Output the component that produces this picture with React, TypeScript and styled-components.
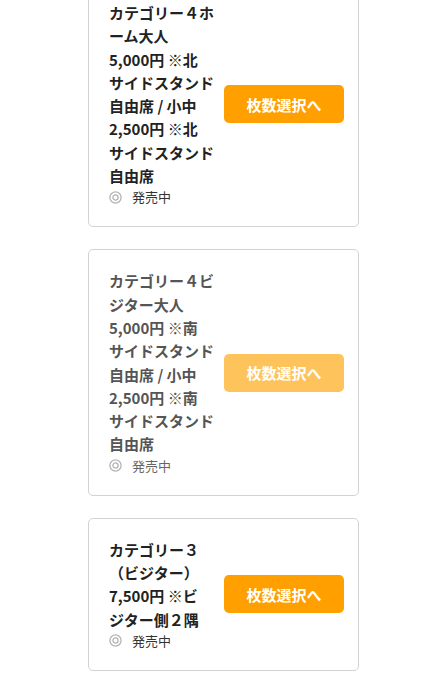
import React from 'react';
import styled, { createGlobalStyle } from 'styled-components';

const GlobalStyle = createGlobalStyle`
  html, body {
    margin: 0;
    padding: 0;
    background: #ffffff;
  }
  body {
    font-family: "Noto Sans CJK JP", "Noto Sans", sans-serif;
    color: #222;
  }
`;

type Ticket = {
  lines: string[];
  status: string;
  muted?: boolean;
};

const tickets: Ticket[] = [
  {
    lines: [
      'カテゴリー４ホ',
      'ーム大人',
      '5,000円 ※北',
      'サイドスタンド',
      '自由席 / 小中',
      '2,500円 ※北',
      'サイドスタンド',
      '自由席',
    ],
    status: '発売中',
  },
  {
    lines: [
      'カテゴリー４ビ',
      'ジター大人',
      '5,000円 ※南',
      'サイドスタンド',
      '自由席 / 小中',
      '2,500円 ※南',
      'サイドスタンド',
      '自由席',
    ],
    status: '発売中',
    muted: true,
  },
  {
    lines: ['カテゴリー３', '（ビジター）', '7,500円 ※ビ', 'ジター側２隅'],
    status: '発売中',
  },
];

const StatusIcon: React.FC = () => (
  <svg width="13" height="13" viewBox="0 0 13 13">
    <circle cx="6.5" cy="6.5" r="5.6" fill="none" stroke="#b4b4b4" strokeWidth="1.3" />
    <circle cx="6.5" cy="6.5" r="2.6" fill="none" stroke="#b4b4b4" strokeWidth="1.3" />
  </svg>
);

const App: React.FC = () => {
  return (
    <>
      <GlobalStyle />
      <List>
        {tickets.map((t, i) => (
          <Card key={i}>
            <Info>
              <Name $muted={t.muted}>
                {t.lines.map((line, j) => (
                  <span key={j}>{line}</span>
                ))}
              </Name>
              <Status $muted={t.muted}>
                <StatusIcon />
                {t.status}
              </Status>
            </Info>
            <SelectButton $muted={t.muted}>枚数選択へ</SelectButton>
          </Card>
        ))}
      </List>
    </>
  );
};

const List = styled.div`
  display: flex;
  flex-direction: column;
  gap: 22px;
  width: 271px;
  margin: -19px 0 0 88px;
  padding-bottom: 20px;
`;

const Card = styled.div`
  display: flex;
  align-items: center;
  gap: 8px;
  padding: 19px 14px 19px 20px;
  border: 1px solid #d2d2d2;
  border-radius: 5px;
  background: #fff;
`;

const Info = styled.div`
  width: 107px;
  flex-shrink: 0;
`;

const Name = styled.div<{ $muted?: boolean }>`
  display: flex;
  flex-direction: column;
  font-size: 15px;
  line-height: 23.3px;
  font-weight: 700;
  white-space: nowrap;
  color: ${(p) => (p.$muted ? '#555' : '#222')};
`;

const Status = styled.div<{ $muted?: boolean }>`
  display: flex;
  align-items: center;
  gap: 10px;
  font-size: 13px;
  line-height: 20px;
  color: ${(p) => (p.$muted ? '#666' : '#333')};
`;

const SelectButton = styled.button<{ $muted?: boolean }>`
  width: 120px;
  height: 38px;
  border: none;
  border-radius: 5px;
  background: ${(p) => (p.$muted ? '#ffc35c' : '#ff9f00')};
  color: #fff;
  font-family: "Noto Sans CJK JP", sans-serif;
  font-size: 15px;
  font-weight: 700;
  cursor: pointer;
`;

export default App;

» Task details
Copy out each line word for word, please, skipping the images.

» Result below
Output the component that produces this picture with React, TypeScript and styled-components.
import React from 'react';
import styled, { createGlobalStyle } from 'styled-components';

const GlobalStyle = createGlobalStyle`
  html, body {
    margin: 0;
    padding: 0;
    background: #ffffff;
  }
  body {
    font-family: "Noto Sans CJK JP", "Noto Sans", sans-serif;
    color: #222;
  }
`;

type Ticket = {
  lines: string[];
  status: string;
  muted?: boolean;
};

const tickets: Ticket[] = [
  {
    lines: [
      'カテゴリー４ホ',
      'ーム大人',
      '5,000円 ※北',
      'サイドスタンド',
      '自由席 / 小中',
      '2,500円 ※北',
      'サイドスタンド',
      '自由席',
    ],
    status: '発売中',
  },
  {
    lines: [
      'カテゴリー４ビ',
      'ジター大人',
      '5,000円 ※南',
      'サイドスタンド',
      '自由席 / 小中',
      '2,500円 ※南',
      'サイドスタンド',
      '自由席',
    ],
    status: '発売中',
    muted: true,
  },
  {
    lines: ['カテゴリー３', '（ビジター）', '7,500円 ※ビ', 'ジター側２隅'],
    status: '発売中',
  },
];

const StatusIcon: React.FC = () => (
  <svg width="13" height="13" viewBox="0 0 13 13">
    <circle cx="6.5" cy="6.5" r="5.6" fill="none" stroke="#b4b4b4" strokeWidth="1.3" />
    <circle cx="6.5" cy="6.5" r="2.6" fill="none" stroke="#b4b4b4" strokeWidth="1.3" />
  </svg>
);

const App: React.FC = () => {
  return (
    <>
      <GlobalStyle />
      <List>
        {tickets.map((t, i) => (
          <Card key={i}>
            <Info>
              <Name $muted={t.muted}>
                {t.lines.map((line, j) => (
                  <span key={j}>{line}</span>
                ))}
              </Name>
              <Status $muted={t.muted}>
                <StatusIcon />
                {t.status}
              </Status>
            </Info>
            <SelectButton $muted={t.muted}>枚数選択へ</SelectButton>
          </Card>
        ))}
      </List>
    </>
  );
};

const List = styled.div`
  display: flex;
  flex-direction: column;
  gap: 22px;
  width: 271px;
  margin: -19px 0 0 88px;
  padding-bottom: 20px;
`;

const Card = styled.div`
  display: flex;
  align-items: center;
  gap: 8px;
  padding: 19px 14px 19px 20px;
  border: 1px solid #d2d2d2;
  border-radius: 5px;
  background: #fff;
`;

const Info = styled.div`
  width: 107px;
  flex-shrink: 0;
`;

const Name = styled.div<{ $muted?: boolean }>`
  display: flex;
  flex-direction: column;
  font-size: 15px;
  line-height: 23.3px;
  font-weight: 700;
  white-space: nowrap;
  color: ${(p) => (p.$muted ? '#555' : '#222')};
`;

const Status = styled.div<{ $muted?: boolean }>`
  display: flex;
  align-items: center;
  gap: 10px;
  font-size: 13px;
  line-height: 20px;
  color: ${(p) => (p.$muted ? '#666' : '#333')};
`;

const SelectButton = styled.button<{ $muted?: boolean }>`
  width: 120px;
  height: 38px;
  border: none;
  border-radius: 5px;
  background: ${(p) => (p.$muted ? '#ffc35c' : '#ff9f00')};
  color: #fff;
  font-family: "Noto Sans CJK JP", sans-serif;
  font-size: 15px;
  font-weight: 700;
  cursor: pointer;
`;

export default App;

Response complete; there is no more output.